Des caméras portatives pour le SPVM, une solution trompeuse

Les soulèvements contre le racisme et la violence de la police, provoqués l’été dernier par le meurtre de George Floyd, ont engendré plusieurs discussions sur les réformes policières. Une des réformes les plus populaires repose sur les caméras portatives, une technologie dont l’utilisation sera débattue lundi au conseil municipal de Montréal. Si cette réforme suscite beaucoup d’intérêt, les études démontrent qu’elle est bien loin d’être une solution miracle au profilage racial et à la violence policière.
Ces caméras sont des appareils portés par les policiers sur leurs uniformes, au niveau du torse.
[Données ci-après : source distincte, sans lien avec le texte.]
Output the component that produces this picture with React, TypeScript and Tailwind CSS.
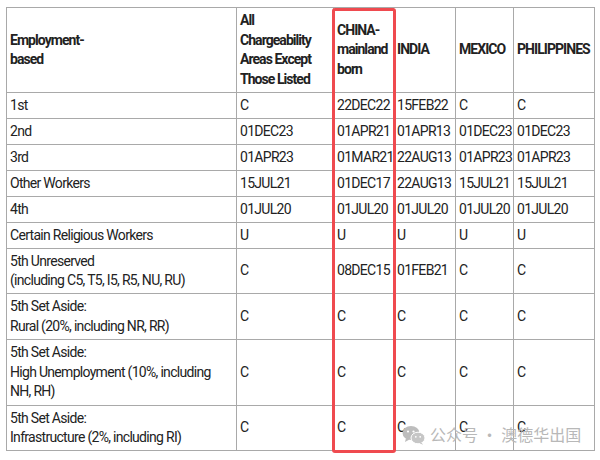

Habituellement, les agents eux-mêmes doivent activer la caméra pour lancer l’enregistrement vidéo, et ce sont les départements de police qui développent les politiques et protocoles qui déterminent quand l’enregistrement doit être fait, et pour quelle durée. Il existe aussi de nouveaux modèles programmés pour enregistrer dès qu’un agent dégaine son fusil ou son arme à impulsion électrique. Les séquences vidéo sont téléchargées sur des serveurs, gérés par le département de police ou par une compagnie privée, et elles sont stockées pour une durée de temps déterminée par la politique du département en question.
Puisque les vidéos virales de violence policière ont récemment attiré tant d’attention sur les médias sociaux, l’idée de fournir plus de caméras pour documenter encore plus d’interactions policières peut sembler prometteuse. Malheureusement, les données disponibles indiquent qu’il s’agit d’une mesure inefficace. La plupart des études indiquent que les caméras portatives n’ont aucun effet significatif sur l’utilisation de la force (violence) par la police. Étonnamment, selon les données de l’étude la plus complète, l’effet le plus significatif de cette technologie est d’augmenter de 15 % la probabilité d’agressions violentes contre les agents du service de police.
Le fait le plus marquant : les caméras portatives n’augmentent pas la probabilité que des policiers soient sanctionnés ou traduits en justice pour des bavures, des actes racistes ou violents. Une étude publiée en 2019 dans le Yale Law Journal indique que, dans le cas d’une inconduite policière, les membres d’un jury à qui l’on montre des preuves vidéo incriminantes ne seraient pas plus susceptibles de reconnaître l’accusé coupable que si on leur avait présenté des preuves d’autres types (par exemple, un témoignage de la victime). Les Montréalais n’en seront pas surpris. Depuis 2014, au moins trois décès aux mains du SPVM ont été filmés par des caméras de sécurité ou des cellulaires. Aucun des policiers impliqués n’a fait face à des mesures disciplinaires ni à des accusations criminelles.
Si les caméras portatives ne réduisent pas les incidences de profilage ou de violence policière, elles ont bien d’autres effets. Notamment, elles augmentent les budgets des services de police et grossissent les rangs du personnel. En 2016, un projet pilote a équipé 78 policiers de ces fameux appareils, et il fut déterminé que le coût de la mise en œuvre du programme pour l’ensemble du département serait de 24 millions de dollars par année, sans compter l’embauche de 200 nouveaux policiers pour organiser les vidéos et superviser le programme. Alors que la majorité des Canadiens soutiennent le définancement de la police et le réinvestissement dans des programmes communautaires, les caméras portatives sont une des nombreuses justifications utilisées par les départements pour obtenir plus d’argent et plus de policiers.
Si l’on vise à prévenir et à minimiser les répercussions du profilage racial et des bavures policières, il faut reconnaître qu’introduire ces caméras, c’est mettre entre les mains des agents une arme de plus contre les gens qu’ils ciblent — justement ou injustement. Le plus fréquemment, les vidéos enregistrées ne sont pas utilisées, comme certains partisans des caméras le suggèrent, dans des procès menés contre des policiers, mais plutôt contre des individus arrêtés ou visés par la police. Ces vidéos peuvent aussi être utilisées pour façonner l’opinion publique à l’heure où le soutien de la population pour l’institution de la police n’a jamais été aussi bas. Effectivement, le SPVM est en faveur des caméras portatives parce que le matériel produit par ces appareils peut être utilisé pour contrer l’effet des images enregistrées par les citoyens et diffusées sur les médias sociaux.
Plus que tout, les caméras portatives détournent l’attention des questions fondamentales soulignées par le mouvement pour définancer la police. Qu’est-ce qui contribue réellement à rendre nos communautés sécuritaires ? Qui sont les mieux placés pour garantir cette sécurité ? Les partisans des caméras préfèrent ignorer ces questions et y substituer une solution technologique coûteuse. Tout au plus, cela fera circuler davantage d’images du racisme et de la violence policière qui perdure au Canada depuis plus d’un siècle.